__DIRECTIONS FOR THIS TASK__:
Will you output all of the data below exactly, omitting the images?

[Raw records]
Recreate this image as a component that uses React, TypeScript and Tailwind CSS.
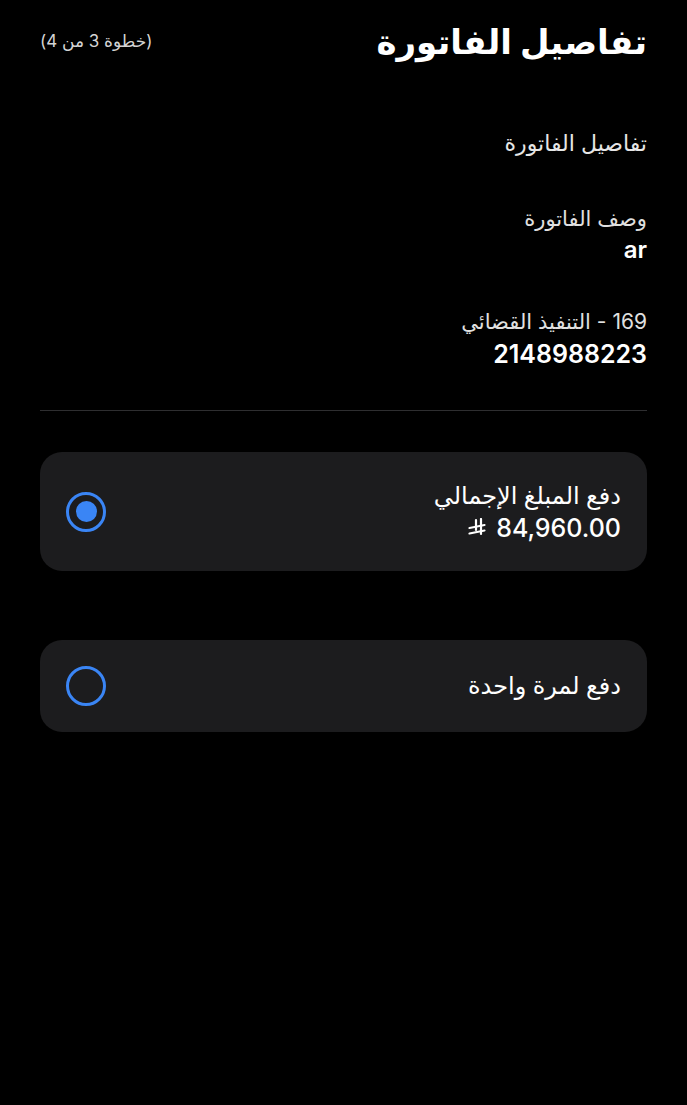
import { useState } from 'react';

function RiyalIcon() {
  return (
    <svg width="18" height="20" viewBox="0 0 18 20" fill="none" stroke="currentColor" strokeWidth="2.2" strokeLinecap="round">
      <path d="M8 2v10" />
      <path d="M13 1v15" />
      <path d="M1.5 10l15-3" />
      <path d="M1.5 15.5l15-3" />
    </svg>
  );
}

function Radio({ checked }: { checked: boolean }) {
  return (
    <span className="flex h-10 w-10 shrink-0 items-center justify-center rounded-full border-[3px] border-[#3a85f5]">
      {checked && <span className="h-[21px] w-[21px] rounded-full bg-[#3a85f5]" />}
    </span>
  );
}

export default function App() {
  const [choice, setChoice] = useState<'full' | 'once'>('full');

  return (
    <div
      dir="rtl"
      className="min-h-[1105px] w-full bg-black px-10 text-white"
      style={{ fontFamily: 'Inter, "DejaVu Sans", sans-serif' }}
    >
      {/* Header */}
      <div className="flex items-center justify-between pt-[18px]">
        <h1 className="text-[34px] font-bold leading-[48px]">تفاصيل الفاتورة</h1>
        <span className="text-[17px] text-[#d4d4d4]">(خطوة 3 من 4)</span>
      </div>

      {/* Invoice details */}
      <div className="mt-[62px] text-[22px] leading-[30px] text-[#e6e6e6]">تفاصيل الفاتورة</div>

      <div className="mt-[46px]">
        <div className="text-[21px] leading-[30px] text-[#e0e0e0]">وصف الفاتورة</div>
        <div className="mt-[1px] text-[24px] font-semibold leading-[30px]">ar</div>
      </div>

      <div className="mt-[42px]">
        <div className="text-[21px] leading-[30px] text-[#e0e0e0]">169 - التنفيذ القضائي</div>
        <div className="mt-[1px] text-[25px] font-semibold leading-[32px]">2148988223</div>
      </div>

      <div className="mt-[40px] h-px bg-[#2e2e30]" />

      {/* Payment options */}
      <button
        type="button"
        onClick={() => setChoice('full')}
        className="mt-[41px] flex h-[119px] w-full items-center justify-between rounded-[22px] bg-[#1c1c1e] pl-[26px] pr-[26px] text-right"
      >
        <div className="flex flex-col gap-[2px]">
          <span className="text-[24px] font-medium leading-[30px]">دفع المبلغ الإجمالي</span>
          <span className="flex items-center gap-[10px] text-[25px] font-medium leading-[30px]">
            <span dir="ltr">84,960.00</span>
            <RiyalIcon />
          </span>
        </div>
        <Radio checked={choice === 'full'} />
      </button>

      <button
        type="button"
        onClick={() => setChoice('once')}
        className="mt-[69px] flex h-[92px] w-full items-center justify-between rounded-[22px] bg-[#1c1c1e] pl-[26px] pr-[26px] text-right"
      >
        <span className="text-[24px] font-medium leading-[30px]">دفع لمرة واحدة</span>
        <Radio checked={choice === 'once'} />
      </button>
    </div>
  );
}
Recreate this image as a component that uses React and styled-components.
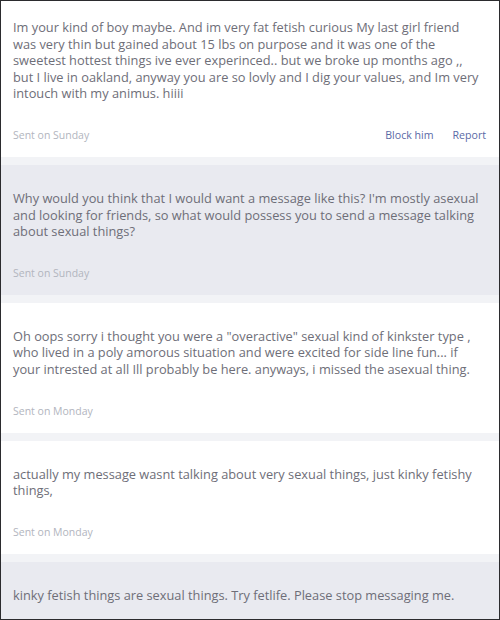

__WRITTEN REPLY__:
Recreate this image as a component that uses React, TypeScript and Tailwind CSS.
import { useState } from 'react';

function RiyalIcon() {
  return (
    <svg width="18" height="20" viewBox="0 0 18 20" fill="none" stroke="currentColor" strokeWidth="2.2" strokeLinecap="round">
      <path d="M8 2v10" />
      <path d="M13 1v15" />
      <path d="M1.5 10l15-3" />
      <path d="M1.5 15.5l15-3" />
    </svg>
  );
}

function Radio({ checked }: { checked: boolean }) {
  return (
    <span className="flex h-10 w-10 shrink-0 items-center justify-center rounded-full border-[3px] border-[#3a85f5]">
      {checked && <span className="h-[21px] w-[21px] rounded-full bg-[#3a85f5]" />}
    </span>
  );
}

export default function App() {
  const [choice, setChoice] = useState<'full' | 'once'>('full');

  return (
    <div
      dir="rtl"
      className="min-h-[1105px] w-full bg-black px-10 text-white"
      style={{ fontFamily: 'Inter, "DejaVu Sans", sans-serif' }}
    >
      {/* Header */}
      <div className="flex items-center justify-between pt-[18px]">
        <h1 className="text-[34px] font-bold leading-[48px]">تفاصيل الفاتورة</h1>
        <span className="text-[17px] text-[#d4d4d4]">(خطوة 3 من 4)</span>
      </div>

      {/* Invoice details */}
      <div className="mt-[62px] text-[22px] leading-[30px] text-[#e6e6e6]">تفاصيل الفاتورة</div>

      <div className="mt-[46px]">
        <div className="text-[21px] leading-[30px] text-[#e0e0e0]">وصف الفاتورة</div>
        <div className="mt-[1px] text-[24px] font-semibold leading-[30px]">ar</div>
      </div>

      <div className="mt-[42px]">
        <div className="text-[21px] leading-[30px] text-[#e0e0e0]">169 - التنفيذ القضائي</div>
        <div className="mt-[1px] text-[25px] font-semibold leading-[32px]">2148988223</div>
      </div>

      <div className="mt-[40px] h-px bg-[#2e2e30]" />

      {/* Payment options */}
      <button
        type="button"
        onClick={() => setChoice('full')}
        className="mt-[41px] flex h-[119px] w-full items-center justify-between rounded-[22px] bg-[#1c1c1e] pl-[26px] pr-[26px] text-right"
      >
        <div className="flex flex-col gap-[2px]">
          <span className="text-[24px] font-medium leading-[30px]">دفع المبلغ الإجمالي</span>
          <span className="flex items-center gap-[10px] text-[25px] font-medium leading-[30px]">
            <span dir="ltr">84,960.00</span>
            <RiyalIcon />
          </span>
        </div>
        <Radio checked={choice === 'full'} />
      </button>

      <button
        type="button"
        onClick={() => setChoice('once')}
        className="mt-[69px] flex h-[92px] w-full items-center justify-between rounded-[22px] bg-[#1c1c1e] pl-[26px] pr-[26px] text-right"
      >
        <span className="text-[24px] font-medium leading-[30px]">دفع لمرة واحدة</span>
        <Radio checked={choice === 'once'} />
      </button>
    </div>
  );
}
Recreate this image as a component that uses React and styled-components.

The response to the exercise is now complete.